1. Example of By changing number of arguments:
class Calculation{
  void sum(int a,int b)
  {
     System.out.println(a+b);
  }
  void sum(int a,int b,int c){
     System.out.println(a+b+c);
   }

  public static void main(String args[]){
  Calculation obj=new Calculation();
  obj.sum(10,10,10);
  obj.sum(20,20);

  }
}
output:
30
40

2. Example of By changing the data type:
In this example, we have created two overloaded methods that differs in data type. The first sum method receives two integer arguments and second sum method receives two double arguments.

class Calculation{
  void sum(int a,int b){
    System.out.println(a+b);
   }
  void sum(double a,double b){
    System.out.println(a+b);
  }

  public static void main(String args[]){
  Calculation obj=new Calculation();
  obj.sum(11.5,11.5);
  obj.sum(30,20);

  }
}

output:
23.0
50


Why Method Overloaing is not possible by changing the return type of method?


In java, method overloading is not possible by changing the return type of the method because there may occur ambiguity. Let's see how ambiguity may occur:
class Calculation{
  int sum(int a,int b)
  {
    System.out.println(a+b);
  }
  double sum(int a,int b){
    System.out.println(a+b);
   }

  public static void main(String args[]){
  Calculation obj=new Calculation();
  int result=obj.sum(30,20); //Compile Time Error
  }
}

Method Overloading and TypePromotion:

One type is promoted to another implicitly if no matching datatype is found. Let's understand the concept by the figure given below:


As displayed in the above diagram, byte can be promoted to short, int, long, float or double. The short datatype can be promoted to int,long,float or double. The char datatype can be promoted to int,long,float or double and so on.

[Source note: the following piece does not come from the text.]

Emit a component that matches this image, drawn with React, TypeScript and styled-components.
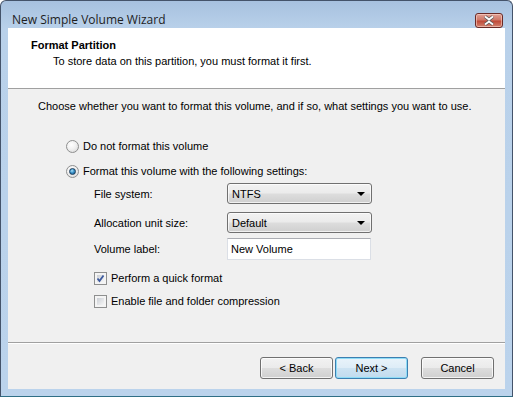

Example of Method Overloading with TypePromotion:
class Calculation{
  void sum(int a,long b){System.out.println(a+b);}
  void sum(int a,int b,int c){System.out.println(a+b+c);}

  public static void main(String args[]){
  Calculation obj=new Calculation();
  obj.sum(20,20);//now second int literal will be promoted to long
  obj.sum(20,20,20);

  }
}

Output:
40
60

Example of Method Overloading with TypePromotion if matching found:
If there are matching type arguments in the method, type promotion is not performed.

class Calculation{
  void sum(int a,int b){System.out.println("int arg method invoked");}
  void sum(long a,long b){System.out.println("long arg method invoked");}

  public static void main(String args[]){
  Calculation obj=new Calculation();
  obj.sum(20,20);//now int arg sum() method gets invoked
  }
}

Example of Method Overloading with TypePromotion in case ambiguity:
If there are no matching type arguments in the method, and each method promotes similar number of arguments, there will be ambiguity.
class Calculation{
  void sum(int a,long b){System.out.println("a method invoked");}
  void sum(long a,int b){System.out.println("b method invoked");}

  public static void main(String args[]){
  Calculation obj=new Calculation();
  obj.sum(20,20);//now ambiguity
  }
}

Output:

Compile Time Error

Using null to overload methods in Java [duplicate]:
The following code compiles and goes fine.
public class Main
{
    public void temp(Object o)
    {
        System.out.println("The method with the receiving parameter of type Object has been invoked.");
    }

    public void temp(String s)
    {
        System.out.println("The method with the receiving parameter of type String has been invoked.");
    }

    public void temp(int i)
    {
        System.out.println("The method with the receiving parameter of type int has been invoked.");
    }

    public static void main(String[] args)
    {
        Main main=new Main();
        main.temp(null);
    }
}
In this code, the method to be invoked is the one that accepts the parameter of type String
Output:

The method with the receiving parameter of type String has been invoked.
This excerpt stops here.